[START OF Dataset excerpts]

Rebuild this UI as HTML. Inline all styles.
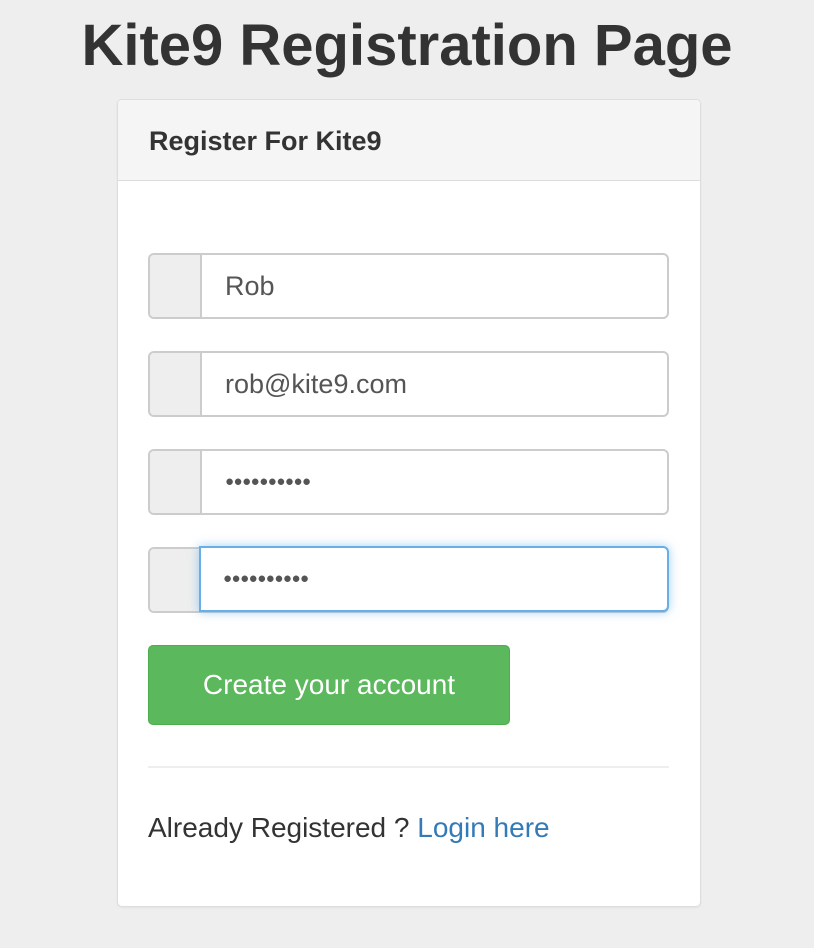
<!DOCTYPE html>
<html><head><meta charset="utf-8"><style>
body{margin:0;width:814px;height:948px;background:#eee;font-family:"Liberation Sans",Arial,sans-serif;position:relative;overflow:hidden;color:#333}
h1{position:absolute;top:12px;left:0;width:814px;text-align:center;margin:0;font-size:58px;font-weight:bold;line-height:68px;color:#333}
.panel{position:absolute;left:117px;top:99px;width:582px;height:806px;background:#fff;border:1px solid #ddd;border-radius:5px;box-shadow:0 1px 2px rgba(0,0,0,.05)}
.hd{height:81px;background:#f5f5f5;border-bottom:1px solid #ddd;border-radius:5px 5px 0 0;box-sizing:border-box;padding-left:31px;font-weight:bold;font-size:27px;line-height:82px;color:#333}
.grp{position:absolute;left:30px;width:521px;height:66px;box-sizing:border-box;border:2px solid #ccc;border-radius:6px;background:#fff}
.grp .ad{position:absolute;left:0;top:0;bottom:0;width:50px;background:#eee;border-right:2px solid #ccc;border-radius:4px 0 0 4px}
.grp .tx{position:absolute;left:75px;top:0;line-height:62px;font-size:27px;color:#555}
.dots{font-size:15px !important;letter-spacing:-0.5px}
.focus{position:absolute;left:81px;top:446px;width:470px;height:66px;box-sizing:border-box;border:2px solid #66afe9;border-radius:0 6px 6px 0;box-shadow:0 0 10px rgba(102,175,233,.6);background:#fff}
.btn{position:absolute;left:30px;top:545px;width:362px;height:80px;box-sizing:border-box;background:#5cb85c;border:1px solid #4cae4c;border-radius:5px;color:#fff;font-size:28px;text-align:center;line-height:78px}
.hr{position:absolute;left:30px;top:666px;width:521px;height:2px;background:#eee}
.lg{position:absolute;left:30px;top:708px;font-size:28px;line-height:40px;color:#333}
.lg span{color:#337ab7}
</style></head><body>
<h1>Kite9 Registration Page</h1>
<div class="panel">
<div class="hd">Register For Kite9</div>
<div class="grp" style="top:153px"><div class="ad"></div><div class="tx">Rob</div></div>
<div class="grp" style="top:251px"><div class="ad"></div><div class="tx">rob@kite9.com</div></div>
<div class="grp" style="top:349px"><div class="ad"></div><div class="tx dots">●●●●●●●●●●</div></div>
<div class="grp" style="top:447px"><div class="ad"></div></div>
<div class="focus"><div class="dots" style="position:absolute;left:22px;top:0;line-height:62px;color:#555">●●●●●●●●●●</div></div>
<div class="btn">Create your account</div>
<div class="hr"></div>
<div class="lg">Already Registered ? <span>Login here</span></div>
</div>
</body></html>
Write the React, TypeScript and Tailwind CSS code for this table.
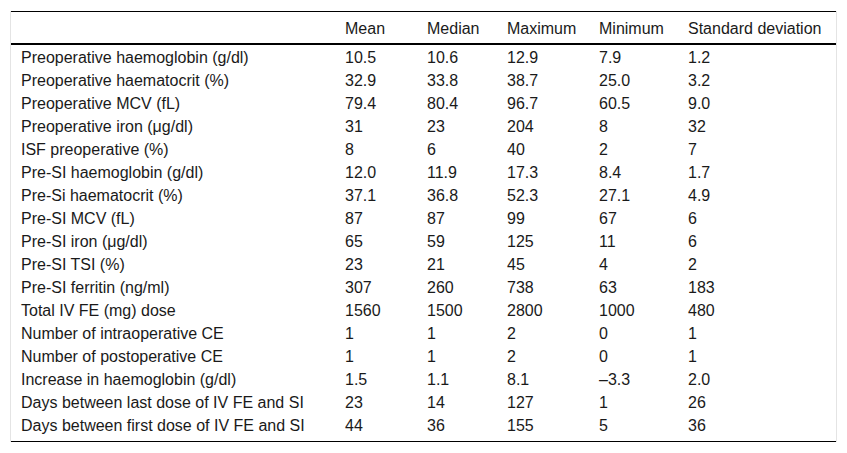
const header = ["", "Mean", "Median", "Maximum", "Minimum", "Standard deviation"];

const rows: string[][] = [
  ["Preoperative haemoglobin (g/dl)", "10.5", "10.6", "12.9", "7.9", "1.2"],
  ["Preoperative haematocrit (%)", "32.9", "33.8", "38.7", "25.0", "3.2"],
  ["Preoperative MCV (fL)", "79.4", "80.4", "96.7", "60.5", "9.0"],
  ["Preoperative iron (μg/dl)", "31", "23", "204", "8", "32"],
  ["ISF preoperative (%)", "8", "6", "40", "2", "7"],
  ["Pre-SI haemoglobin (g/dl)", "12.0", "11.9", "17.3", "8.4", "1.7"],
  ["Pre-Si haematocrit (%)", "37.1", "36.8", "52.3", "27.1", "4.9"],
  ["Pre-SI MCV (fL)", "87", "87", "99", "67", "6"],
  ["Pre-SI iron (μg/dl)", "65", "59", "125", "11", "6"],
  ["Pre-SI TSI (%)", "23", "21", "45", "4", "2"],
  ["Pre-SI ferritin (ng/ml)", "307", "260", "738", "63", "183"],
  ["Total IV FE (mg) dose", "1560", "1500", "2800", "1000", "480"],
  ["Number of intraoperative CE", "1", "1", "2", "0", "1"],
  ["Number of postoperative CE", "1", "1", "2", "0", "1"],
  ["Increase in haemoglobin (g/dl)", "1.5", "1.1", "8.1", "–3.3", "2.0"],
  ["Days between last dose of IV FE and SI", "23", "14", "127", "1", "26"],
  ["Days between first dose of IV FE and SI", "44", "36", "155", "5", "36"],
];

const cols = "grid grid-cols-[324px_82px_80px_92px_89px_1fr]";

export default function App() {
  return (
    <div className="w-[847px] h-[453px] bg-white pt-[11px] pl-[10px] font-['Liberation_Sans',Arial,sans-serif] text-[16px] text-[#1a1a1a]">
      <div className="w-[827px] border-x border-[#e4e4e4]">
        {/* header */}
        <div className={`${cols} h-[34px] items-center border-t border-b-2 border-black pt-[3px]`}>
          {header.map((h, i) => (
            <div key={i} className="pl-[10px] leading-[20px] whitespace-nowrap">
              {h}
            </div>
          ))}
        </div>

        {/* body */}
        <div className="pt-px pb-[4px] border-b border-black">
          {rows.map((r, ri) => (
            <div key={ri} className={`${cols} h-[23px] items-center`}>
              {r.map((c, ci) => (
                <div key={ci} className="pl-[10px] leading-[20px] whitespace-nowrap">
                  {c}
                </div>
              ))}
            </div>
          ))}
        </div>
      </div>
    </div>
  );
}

[END OF Dataset excerpts]

■ Written task ■
Pictures excluded, quote all the data above exactly.

■ Solution to this problem ■
Rebuild this UI as HTML. Inline all styles.
<!DOCTYPE html>
<html><head><meta charset="utf-8"><style>
body{margin:0;width:814px;height:948px;background:#eee;font-family:"Liberation Sans",Arial,sans-serif;position:relative;overflow:hidden;color:#333}
h1{position:absolute;top:12px;left:0;width:814px;text-align:center;margin:0;font-size:58px;font-weight:bold;line-height:68px;color:#333}
.panel{position:absolute;left:117px;top:99px;width:582px;height:806px;background:#fff;border:1px solid #ddd;border-radius:5px;box-shadow:0 1px 2px rgba(0,0,0,.05)}
.hd{height:81px;background:#f5f5f5;border-bottom:1px solid #ddd;border-radius:5px 5px 0 0;box-sizing:border-box;padding-left:31px;font-weight:bold;font-size:27px;line-height:82px;color:#333}
.grp{position:absolute;left:30px;width:521px;height:66px;box-sizing:border-box;border:2px solid #ccc;border-radius:6px;background:#fff}
.grp .ad{position:absolute;left:0;top:0;bottom:0;width:50px;background:#eee;border-right:2px solid #ccc;border-radius:4px 0 0 4px}
.grp .tx{position:absolute;left:75px;top:0;line-height:62px;font-size:27px;color:#555}
.dots{font-size:15px !important;letter-spacing:-0.5px}
.focus{position:absolute;left:81px;top:446px;width:470px;height:66px;box-sizing:border-box;border:2px solid #66afe9;border-radius:0 6px 6px 0;box-shadow:0 0 10px rgba(102,175,233,.6);background:#fff}
.btn{position:absolute;left:30px;top:545px;width:362px;height:80px;box-sizing:border-box;background:#5cb85c;border:1px solid #4cae4c;border-radius:5px;color:#fff;font-size:28px;text-align:center;line-height:78px}
.hr{position:absolute;left:30px;top:666px;width:521px;height:2px;background:#eee}
.lg{position:absolute;left:30px;top:708px;font-size:28px;line-height:40px;color:#333}
.lg span{color:#337ab7}
</style></head><body>
<h1>Kite9 Registration Page</h1>
<div class="panel">
<div class="hd">Register For Kite9</div>
<div class="grp" style="top:153px"><div class="ad"></div><div class="tx">Rob</div></div>
<div class="grp" style="top:251px"><div class="ad"></div><div class="tx">rob@kite9.com</div></div>
<div class="grp" style="top:349px"><div class="ad"></div><div class="tx dots">●●●●●●●●●●</div></div>
<div class="grp" style="top:447px"><div class="ad"></div></div>
<div class="focus"><div class="dots" style="position:absolute;left:22px;top:0;line-height:62px;color:#555">●●●●●●●●●●</div></div>
<div class="btn">Create your account</div>
<div class="hr"></div>
<div class="lg">Already Registered ? <span>Login here</span></div>
</div>
</body></html>
Write the React, TypeScript and Tailwind CSS code for this table.
const header = ["", "Mean", "Median", "Maximum", "Minimum", "Standard deviation"];

const rows: string[][] = [
  ["Preoperative haemoglobin (g/dl)", "10.5", "10.6", "12.9", "7.9", "1.2"],
  ["Preoperative haematocrit (%)", "32.9", "33.8", "38.7", "25.0", "3.2"],
  ["Preoperative MCV (fL)", "79.4", "80.4", "96.7", "60.5", "9.0"],
  ["Preoperative iron (μg/dl)", "31", "23", "204", "8", "32"],
  ["ISF preoperative (%)", "8", "6", "40", "2", "7"],
  ["Pre-SI haemoglobin (g/dl)", "12.0", "11.9", "17.3", "8.4", "1.7"],
  ["Pre-Si haematocrit (%)", "37.1", "36.8", "52.3", "27.1", "4.9"],
  ["Pre-SI MCV (fL)", "87", "87", "99", "67", "6"],
  ["Pre-SI iron (μg/dl)", "65", "59", "125", "11", "6"],
  ["Pre-SI TSI (%)", "23", "21", "45", "4", "2"],
  ["Pre-SI ferritin (ng/ml)", "307", "260", "738", "63", "183"],
  ["Total IV FE (mg) dose", "1560", "1500", "2800", "1000", "480"],
  ["Number of intraoperative CE", "1", "1", "2", "0", "1"],
  ["Number of postoperative CE", "1", "1", "2", "0", "1"],
  ["Increase in haemoglobin (g/dl)", "1.5", "1.1", "8.1", "–3.3", "2.0"],
  ["Days between last dose of IV FE and SI", "23", "14", "127", "1", "26"],
  ["Days between first dose of IV FE and SI", "44", "36", "155", "5", "36"],
];

const cols = "grid grid-cols-[324px_82px_80px_92px_89px_1fr]";

export default function App() {
  return (
    <div className="w-[847px] h-[453px] bg-white pt-[11px] pl-[10px] font-['Liberation_Sans',Arial,sans-serif] text-[16px] text-[#1a1a1a]">
      <div className="w-[827px] border-x border-[#e4e4e4]">
        {/* header */}
        <div className={`${cols} h-[34px] items-center border-t border-b-2 border-black pt-[3px]`}>
          {header.map((h, i) => (
            <div key={i} className="pl-[10px] leading-[20px] whitespace-nowrap">
              {h}
            </div>
          ))}
        </div>

        {/* body */}
        <div className="pt-px pb-[4px] border-b border-black">
          {rows.map((r, ri) => (
            <div key={ri} className={`${cols} h-[23px] items-center`}>
              {r.map((c, ci) => (
                <div key={ci} className="pl-[10px] leading-[20px] whitespace-nowrap">
                  {c}
                </div>
              ))}
            </div>
          ))}
        </div>
      </div>
    </div>
  );
}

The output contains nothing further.